--- THE PROBLEM ---
Leaving the pictures aside, transcribe every line below exactly.

--- COLLECTED DATA ---
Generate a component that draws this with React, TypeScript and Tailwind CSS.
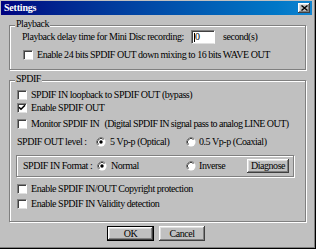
import React from "react";

const txt = "font-['Liberation_Serif',serif] text-[10px] leading-[12px] tracking-[-0.45px] text-black whitespace-nowrap";

function Check({ checked = false }: { checked?: boolean }) {
  return (
    <span className="w-[10px] h-[10px] shrink-0 bg-white border border-t-[#808080] border-l-[#808080] border-r-white border-b-[#dfdfdf] shadow-[inset_1px_1px_0_#404040] flex items-center justify-center">
      {checked && (
        <svg width="8" height="8" viewBox="0 0 8 8">
          <path d="M1 3.2 L3 5.2 L7 1.2" stroke="#000" strokeWidth="1.6" fill="none" />
        </svg>
      )}
    </span>
  );
}

function Radio({ checked = false }: { checked?: boolean }) {
  return (
    <svg width="10" height="10" viewBox="0 0 10 10" className="shrink-0">
      <circle cx="5" cy="5" r="4.5" fill="#fff" />
      <path d="M1.82 8.18 A4.5 4.5 0 0 1 8.18 1.82" stroke="#808080" fill="none" />
      <path d="M2.5 7.5 A3.5 3.5 0 0 1 7.5 2.5" stroke="#404040" fill="none" />
      {checked && <circle cx="5" cy="5" r="1.7" fill="#000" />}
    </svg>
  );
}

function CheckRow({ label, extra, checked, className = "" }: { label: string; extra?: string; checked?: boolean; className?: string }) {
  return (
    <div className={`flex items-center h-[12px] gap-[4px] ${className}`}>
      <Check checked={checked} />
      <span className={txt}>{label}</span>
      {extra && <span className={`ml-[1px] tracking-[-0.55px] ${txt}`}>{extra}</span>}
    </div>
  );
}

const bevel =
  "bg-[#c0c0c0] shadow-[inset_-1px_-1px_0_#404040,inset_1px_1px_0_#fff,inset_-2px_-2px_0_#808080,inset_2px_2px_0_#dfdfdf]";
const etched = "border border-[#808080] shadow-[inset_1px_1px_0_#fff,1px_1px_0_#fff]";

export default function App() {
  return (
    <div className="w-[316px] h-[249px] bg-[#c0c0c0] flex flex-col pl-[1px] pr-[4px] pt-[1px] shadow-[inset_-1px_-1px_0_#000,inset_-2px_-2px_0_#808080]">
      {/* Title bar */}
      <div className="h-[14px] flex items-center justify-between bg-linear-to-r from-[#000080] to-[#1084d0] pl-[3px] pr-[2px]">
        <span className="font-['Liberation_Serif',serif] text-[10px] leading-[12px] tracking-[-0.2px] font-bold text-white">Settings</span>
        <span className={`w-[12px] h-[10px] flex items-center justify-center ${bevel}`}>
          <svg width="7" height="6" viewBox="0 0 7 6">
            <path d="M0.5 0.5 L6.5 5.5 M6.5 0.5 L0.5 5.5" stroke="#000" strokeWidth="1.4" />
          </svg>
        </span>
      </div>

      <div className="pl-[8px] flex flex-col">
        {/* Playback */}
        <div className={`relative mt-[10px] w-[297px] h-[45px] ${etched} pl-[12px] pt-[4px]`}>
          <span className={`absolute left-[5px] -top-[8px] px-[1px] bg-[#c0c0c0] ${txt}`}>Playback</span>
          <div className="flex items-center h-[14px]">
            <span className={`w-[169px] ${txt}`}>Playback delay time for Mini Disc recording:</span>
            <span className="w-[24px] h-[14px] bg-white border border-t-[#808080] border-l-[#808080] border-r-white border-b-[#dfdfdf] shadow-[inset_1px_1px_0_#404040] flex items-center pl-[2px]">
              <span className="w-[1px] h-[9px] bg-black" />
              <span className={txt}>0</span>
            </span>
            <span className={`ml-[8px] ${txt}`}>second(s)</span>
          </div>
          <CheckRow className="mt-[5px] pl-[1px]" label="Enable 24 bits SPDIF OUT down mixing to 16 bits WAVE OUT" />
        </div>

        {/* SPDIF */}
        <div className={`relative mt-[10px] w-[297px] h-[142px] ${etched} pl-[7px] pt-[8px]`}>
          <span className={`absolute left-[5px] -top-[8px] px-[1px] bg-[#c0c0c0] ${txt}`}>SPDIF</span>
          <CheckRow label="SPDIF IN loopback to SPDIF OUT (bypass)" />
          <CheckRow className="mt-[1px]" checked label="Enable SPDIF OUT" />
          <CheckRow className="mt-[4px]" label="Monitor SPDIF IN" extra="(Digital SPDIF IN signal pass to analog LINE OUT)" />

          <div className="flex items-center h-[12px] mt-[6px]">
            <span className={`w-[79px] ${txt}`}>SPDIF OUT level :</span>
            <div className="w-[90px] flex items-center gap-[4px]">
              <Radio checked />
              <span className={txt}>5 Vp-p (Optical)</span>
            </div>
            <div className="flex items-center gap-[3px]">
              <Radio />
              <span className={txt}>0.5 Vp-p (Coaxial)</span>
            </div>
          </div>

          <div className={`-ml-[1px] mt-[7px] w-[278px] h-[22px] ${etched} flex items-center pl-[6px] pr-[4px]`}>
            <span className={`w-[74px] ${txt}`}>SPDIF IN Format :</span>
            <div className="w-[89px] flex items-center gap-[4px]">
              <Radio checked />
              <span className={txt}>Normal</span>
            </div>
            <div className="flex items-center gap-[3px]">
              <Radio />
              <span className={txt}>Inverse</span>
            </div>
            <span className={`ml-auto w-[42px] h-[14px] flex items-center justify-center ${bevel} ${txt}`}>Diagnose</span>
          </div>

          <CheckRow className="mt-[6px]" label="Enable SPDIF IN/OUT Copyright protection" />
          <CheckRow className="mt-[3px]" label="Enable SPDIF IN Validity detection" />
        </div>

        {/* Buttons */}
        <div className="flex gap-[5px] mt-[4px] pl-[98px]">
          <span className="w-[47px] h-[15px] border border-black">
            <span className={`w-full h-full flex items-center justify-center ${bevel} ${txt}`}>OK</span>
          </span>
          <span className={`w-[46px] h-[15px] flex items-center justify-center ${bevel} ${txt}`}>Cancel</span>
        </div>
      </div>
    </div>
  );
}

--- EXERCISE RESULT ---
Generate a component that draws this with React, TypeScript and Tailwind CSS.
import React from "react";

const txt = "font-['Liberation_Serif',serif] text-[10px] leading-[12px] tracking-[-0.45px] text-black whitespace-nowrap";

function Check({ checked = false }: { checked?: boolean }) {
  return (
    <span className="w-[10px] h-[10px] shrink-0 bg-white border border-t-[#808080] border-l-[#808080] border-r-white border-b-[#dfdfdf] shadow-[inset_1px_1px_0_#404040] flex items-center justify-center">
      {checked && (
        <svg width="8" height="8" viewBox="0 0 8 8">
          <path d="M1 3.2 L3 5.2 L7 1.2" stroke="#000" strokeWidth="1.6" fill="none" />
        </svg>
      )}
    </span>
  );
}

function Radio({ checked = false }: { checked?: boolean }) {
  return (
    <svg width="10" height="10" viewBox="0 0 10 10" className="shrink-0">
      <circle cx="5" cy="5" r="4.5" fill="#fff" />
      <path d="M1.82 8.18 A4.5 4.5 0 0 1 8.18 1.82" stroke="#808080" fill="none" />
      <path d="M2.5 7.5 A3.5 3.5 0 0 1 7.5 2.5" stroke="#404040" fill="none" />
      {checked && <circle cx="5" cy="5" r="1.7" fill="#000" />}
    </svg>
  );
}

function CheckRow({ label, extra, checked, className = "" }: { label: string; extra?: string; checked?: boolean; className?: string }) {
  return (
    <div className={`flex items-center h-[12px] gap-[4px] ${className}`}>
      <Check checked={checked} />
      <span className={txt}>{label}</span>
      {extra && <span className={`ml-[1px] tracking-[-0.55px] ${txt}`}>{extra}</span>}
    </div>
  );
}

const bevel =
  "bg-[#c0c0c0] shadow-[inset_-1px_-1px_0_#404040,inset_1px_1px_0_#fff,inset_-2px_-2px_0_#808080,inset_2px_2px_0_#dfdfdf]";
const etched = "border border-[#808080] shadow-[inset_1px_1px_0_#fff,1px_1px_0_#fff]";

export default function App() {
  return (
    <div className="w-[316px] h-[249px] bg-[#c0c0c0] flex flex-col pl-[1px] pr-[4px] pt-[1px] shadow-[inset_-1px_-1px_0_#000,inset_-2px_-2px_0_#808080]">
      {/* Title bar */}
      <div className="h-[14px] flex items-center justify-between bg-linear-to-r from-[#000080] to-[#1084d0] pl-[3px] pr-[2px]">
        <span className="font-['Liberation_Serif',serif] text-[10px] leading-[12px] tracking-[-0.2px] font-bold text-white">Settings</span>
        <span className={`w-[12px] h-[10px] flex items-center justify-center ${bevel}`}>
          <svg width="7" height="6" viewBox="0 0 7 6">
            <path d="M0.5 0.5 L6.5 5.5 M6.5 0.5 L0.5 5.5" stroke="#000" strokeWidth="1.4" />
          </svg>
        </span>
      </div>

      <div className="pl-[8px] flex flex-col">
        {/* Playback */}
        <div className={`relative mt-[10px] w-[297px] h-[45px] ${etched} pl-[12px] pt-[4px]`}>
          <span className={`absolute left-[5px] -top-[8px] px-[1px] bg-[#c0c0c0] ${txt}`}>Playback</span>
          <div className="flex items-center h-[14px]">
            <span className={`w-[169px] ${txt}`}>Playback delay time for Mini Disc recording:</span>
            <span className="w-[24px] h-[14px] bg-white border border-t-[#808080] border-l-[#808080] border-r-white border-b-[#dfdfdf] shadow-[inset_1px_1px_0_#404040] flex items-center pl-[2px]">
              <span className="w-[1px] h-[9px] bg-black" />
              <span className={txt}>0</span>
            </span>
            <span className={`ml-[8px] ${txt}`}>second(s)</span>
          </div>
          <CheckRow className="mt-[5px] pl-[1px]" label="Enable 24 bits SPDIF OUT down mixing to 16 bits WAVE OUT" />
        </div>

        {/* SPDIF */}
        <div className={`relative mt-[10px] w-[297px] h-[142px] ${etched} pl-[7px] pt-[8px]`}>
          <span className={`absolute left-[5px] -top-[8px] px-[1px] bg-[#c0c0c0] ${txt}`}>SPDIF</span>
          <CheckRow label="SPDIF IN loopback to SPDIF OUT (bypass)" />
          <CheckRow className="mt-[1px]" checked label="Enable SPDIF OUT" />
          <CheckRow className="mt-[4px]" label="Monitor SPDIF IN" extra="(Digital SPDIF IN signal pass to analog LINE OUT)" />

          <div className="flex items-center h-[12px] mt-[6px]">
            <span className={`w-[79px] ${txt}`}>SPDIF OUT level :</span>
            <div className="w-[90px] flex items-center gap-[4px]">
              <Radio checked />
              <span className={txt}>5 Vp-p (Optical)</span>
            </div>
            <div className="flex items-center gap-[3px]">
              <Radio />
              <span className={txt}>0.5 Vp-p (Coaxial)</span>
            </div>
          </div>

          <div className={`-ml-[1px] mt-[7px] w-[278px] h-[22px] ${etched} flex items-center pl-[6px] pr-[4px]`}>
            <span className={`w-[74px] ${txt}`}>SPDIF IN Format :</span>
            <div className="w-[89px] flex items-center gap-[4px]">
              <Radio checked />
              <span className={txt}>Normal</span>
            </div>
            <div className="flex items-center gap-[3px]">
              <Radio />
              <span className={txt}>Inverse</span>
            </div>
            <span className={`ml-auto w-[42px] h-[14px] flex items-center justify-center ${bevel} ${txt}`}>Diagnose</span>
          </div>

          <CheckRow className="mt-[6px]" label="Enable SPDIF IN/OUT Copyright protection" />
          <CheckRow className="mt-[3px]" label="Enable SPDIF IN Validity detection" />
        </div>

        {/* Buttons */}
        <div className="flex gap-[5px] mt-[4px] pl-[98px]">
          <span className="w-[47px] h-[15px] border border-black">
            <span className={`w-full h-full flex items-center justify-center ${bevel} ${txt}`}>OK</span>
          </span>
          <span className={`w-[46px] h-[15px] flex items-center justify-center ${bevel} ${txt}`}>Cancel</span>
        </div>
      </div>
    </div>
  );
}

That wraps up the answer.